I've stayed in many hostels around the world, and there is a minimum set of things that can make the difference from a place to sleep, to a place to stay, to a place to hang-out and to one you enjoy.

First off, you have to have the basics right, otherwise you'll get nowhere fast.

Basics
  • Have a comfortable bed
  • At most 8 people per room
  • One bathroom per 8 people
  • Provide linen for beds
  • Provide a daypack sized locker
Simple Improvements
  • Individual reading lights
  • Provide a towel on check-in
  • Provide soap in the bathroom
  • Have a common area
  • Have free maps / brouchures of the local area
  • Be able to point out museums, nightspots and other activities
  • Have Internet access
  • Be friendly and smile
  • Have either a backpack sized wardrobe or locker (not everyone likes their stuff on the floor)
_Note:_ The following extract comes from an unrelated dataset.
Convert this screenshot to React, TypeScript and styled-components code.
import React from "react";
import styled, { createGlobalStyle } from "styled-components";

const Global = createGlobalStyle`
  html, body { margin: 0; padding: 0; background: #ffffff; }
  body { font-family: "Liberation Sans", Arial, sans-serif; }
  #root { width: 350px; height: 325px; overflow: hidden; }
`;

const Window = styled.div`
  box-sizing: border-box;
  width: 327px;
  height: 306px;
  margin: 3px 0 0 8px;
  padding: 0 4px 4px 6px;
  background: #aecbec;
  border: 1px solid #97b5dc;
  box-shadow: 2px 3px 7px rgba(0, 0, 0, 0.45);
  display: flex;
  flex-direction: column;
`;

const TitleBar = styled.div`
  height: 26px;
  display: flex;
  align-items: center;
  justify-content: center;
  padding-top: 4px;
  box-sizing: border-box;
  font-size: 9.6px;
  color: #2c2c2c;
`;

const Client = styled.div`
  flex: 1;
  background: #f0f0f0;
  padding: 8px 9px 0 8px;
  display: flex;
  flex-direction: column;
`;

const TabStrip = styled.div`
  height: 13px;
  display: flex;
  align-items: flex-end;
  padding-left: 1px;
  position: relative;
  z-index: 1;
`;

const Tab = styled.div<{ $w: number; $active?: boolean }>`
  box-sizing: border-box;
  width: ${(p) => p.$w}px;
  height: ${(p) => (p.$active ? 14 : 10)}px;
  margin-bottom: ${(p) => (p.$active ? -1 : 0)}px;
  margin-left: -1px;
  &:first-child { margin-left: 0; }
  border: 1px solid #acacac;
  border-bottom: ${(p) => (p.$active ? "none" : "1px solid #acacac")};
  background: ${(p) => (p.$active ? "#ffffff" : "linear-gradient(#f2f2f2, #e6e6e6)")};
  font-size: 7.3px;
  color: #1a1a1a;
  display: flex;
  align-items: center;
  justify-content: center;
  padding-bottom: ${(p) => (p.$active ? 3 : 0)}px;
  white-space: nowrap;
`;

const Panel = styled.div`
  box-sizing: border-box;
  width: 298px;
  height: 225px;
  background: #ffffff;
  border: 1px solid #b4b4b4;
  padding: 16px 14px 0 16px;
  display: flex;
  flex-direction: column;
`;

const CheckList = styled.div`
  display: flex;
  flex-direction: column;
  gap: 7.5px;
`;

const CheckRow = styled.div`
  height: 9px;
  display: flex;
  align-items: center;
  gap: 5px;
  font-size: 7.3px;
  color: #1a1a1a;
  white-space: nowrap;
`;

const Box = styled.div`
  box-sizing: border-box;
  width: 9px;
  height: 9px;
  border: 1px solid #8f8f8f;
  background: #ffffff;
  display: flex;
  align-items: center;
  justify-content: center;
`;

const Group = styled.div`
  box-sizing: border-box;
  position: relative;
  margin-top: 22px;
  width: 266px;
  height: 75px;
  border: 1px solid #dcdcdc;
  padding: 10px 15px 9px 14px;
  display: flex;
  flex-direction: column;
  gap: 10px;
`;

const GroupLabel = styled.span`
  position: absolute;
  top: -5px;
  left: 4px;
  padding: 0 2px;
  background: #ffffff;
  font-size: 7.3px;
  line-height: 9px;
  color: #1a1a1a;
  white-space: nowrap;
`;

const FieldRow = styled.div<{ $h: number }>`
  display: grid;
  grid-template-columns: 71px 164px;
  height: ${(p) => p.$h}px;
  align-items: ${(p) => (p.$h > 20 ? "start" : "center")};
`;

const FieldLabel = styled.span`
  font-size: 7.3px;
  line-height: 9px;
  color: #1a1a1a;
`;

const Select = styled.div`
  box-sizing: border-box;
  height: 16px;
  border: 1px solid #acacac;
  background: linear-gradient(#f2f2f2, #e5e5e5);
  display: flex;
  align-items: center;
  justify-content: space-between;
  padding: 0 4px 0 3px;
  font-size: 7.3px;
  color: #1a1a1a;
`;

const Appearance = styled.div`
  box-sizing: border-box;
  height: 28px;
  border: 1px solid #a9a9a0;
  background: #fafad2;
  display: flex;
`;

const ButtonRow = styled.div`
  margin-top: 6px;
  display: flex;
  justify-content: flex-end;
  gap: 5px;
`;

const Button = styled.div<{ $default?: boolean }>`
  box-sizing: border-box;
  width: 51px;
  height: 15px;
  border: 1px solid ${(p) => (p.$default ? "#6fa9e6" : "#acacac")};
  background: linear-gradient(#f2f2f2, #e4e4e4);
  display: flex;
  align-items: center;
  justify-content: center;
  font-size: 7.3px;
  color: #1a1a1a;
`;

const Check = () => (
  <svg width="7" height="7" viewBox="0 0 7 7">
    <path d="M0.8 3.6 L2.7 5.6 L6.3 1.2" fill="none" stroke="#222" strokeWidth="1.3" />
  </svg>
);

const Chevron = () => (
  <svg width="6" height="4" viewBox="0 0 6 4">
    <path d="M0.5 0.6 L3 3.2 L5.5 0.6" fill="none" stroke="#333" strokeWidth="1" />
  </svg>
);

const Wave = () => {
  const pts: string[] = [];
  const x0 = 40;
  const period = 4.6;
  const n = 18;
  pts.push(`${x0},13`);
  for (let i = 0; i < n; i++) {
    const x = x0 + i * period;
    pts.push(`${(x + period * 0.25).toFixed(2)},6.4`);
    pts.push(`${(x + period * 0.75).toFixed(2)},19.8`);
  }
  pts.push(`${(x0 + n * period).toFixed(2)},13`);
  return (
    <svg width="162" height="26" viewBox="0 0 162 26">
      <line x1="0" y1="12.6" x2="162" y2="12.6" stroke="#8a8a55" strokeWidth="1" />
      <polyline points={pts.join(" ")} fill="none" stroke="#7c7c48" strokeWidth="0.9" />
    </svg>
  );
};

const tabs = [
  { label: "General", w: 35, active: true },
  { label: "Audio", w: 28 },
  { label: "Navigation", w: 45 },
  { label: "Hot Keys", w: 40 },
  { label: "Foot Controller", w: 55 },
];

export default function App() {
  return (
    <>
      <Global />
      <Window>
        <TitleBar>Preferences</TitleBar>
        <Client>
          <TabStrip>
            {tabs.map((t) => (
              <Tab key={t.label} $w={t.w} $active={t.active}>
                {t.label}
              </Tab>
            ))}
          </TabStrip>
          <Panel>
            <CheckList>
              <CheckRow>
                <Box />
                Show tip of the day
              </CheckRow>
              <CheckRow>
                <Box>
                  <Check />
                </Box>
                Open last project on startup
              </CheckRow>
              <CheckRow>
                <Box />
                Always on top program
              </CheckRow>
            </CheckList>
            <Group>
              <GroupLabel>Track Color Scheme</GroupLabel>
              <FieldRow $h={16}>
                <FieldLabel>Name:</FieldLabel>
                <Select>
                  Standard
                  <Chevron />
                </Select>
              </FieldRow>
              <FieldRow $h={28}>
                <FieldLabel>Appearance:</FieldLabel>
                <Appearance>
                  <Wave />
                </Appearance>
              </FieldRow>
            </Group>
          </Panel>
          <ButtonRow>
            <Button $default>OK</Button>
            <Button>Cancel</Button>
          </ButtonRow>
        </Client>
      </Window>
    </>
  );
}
  • Free washing powder and/or fabric softener
A place to stay
  • Provide free breakfast
  • It doesn't cost much, only about half the people will be up in time for it anyway
  • Have a TV area
  • Sometimes you don't want to go out and get drunk
  • Have a reading area
  • See above
  • Have a kitchen, for guests to use
  • Not cooking is fun! But cheap kebabs and pizza can get boring fast.
  • Provide wireless Internet for free (they are bringing their laptop, so aren't occupying any of your own seating space)
  • Assistance with booking other hostels in the same, or other, places
  • Assistance with booking further travel stuff (where to go, or actually doing it)
  • Have payphones and/or phonecards available
  • Laundry area
4 stars
  • Provide dinner, either free or at a price
  • Free Internet access
  • Free Laundry Area
  • Have an attached (or closely associated) bar
  • Free pickup from common, large travel points
  • Providing complimentary shampoo, conditioner, toothpaste
Amazing
  • Free phonecalls around the world
  • Free glass of Champagne or Beer or drink on arrival
Everything on this list is something I've experienced at one hostel or another when I've been travelling – so far not all at the same place.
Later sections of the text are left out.